Before moving on to the operating system itself, the events that are held by the Fedora community are a necessary inclusion. The FUDCon (Fedora Users and Developers Conference) is one of the biggest Open Source meets that are held in the world today. FUDCon is a combination of sessions, talks, workshops, and hackfests in which contributors work on specific initiatives. Topics discussed include infrastructure, feature development, community building, general management and governance, marketing, testing and QA, packaging, etc. A FUDCon is always free to attend for anyone in the world. Various FADs (Fedora Activity Days) held at college fests and Open Source meets are miniature versions of the FUDCon.

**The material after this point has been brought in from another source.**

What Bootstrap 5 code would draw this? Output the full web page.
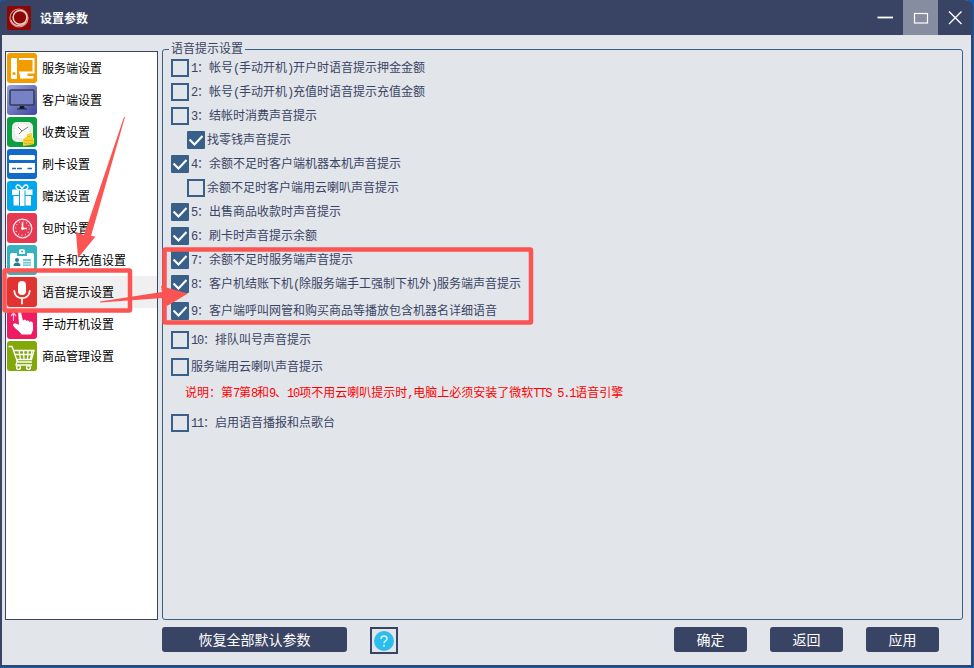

The Fedora operating system itself is currently in its 10th cycle. F10 Cambridge is the current release while F11 Leonidus lurks under development. Fedora is released bi-annually. The quick release cycle is aimed at quick innovation. Fedora is a RPM based distribution. I will not cover the history or working of the RPM in this article.
Fedora provides a huge amount of Open Source software to its users. This comes under the F that says “features” . All software provided by Fedora is Open Source. The Open Source nature is a must. No software in the Fedora DVD, Live CD releases or repositories are closed source or proprietary. Software that comes under these categories is provided to users via Third Party Repositories such as RPM Fusion.

It is beyond the scope of this article to cover the software available. It would require an Encyclopedia to discuss them all.

Fedora is known for its commitment to Open Source. The community is proud to release an OS that is stable while also maintaining its status as the showcase for the newest that the Linux world has to offer.
If you believe in the same core values as we do, join us!! Be a part of the community and help us in our endeavor to spread Open Source software around the globe.

Fedora : Freedom || Friends || Features || First !!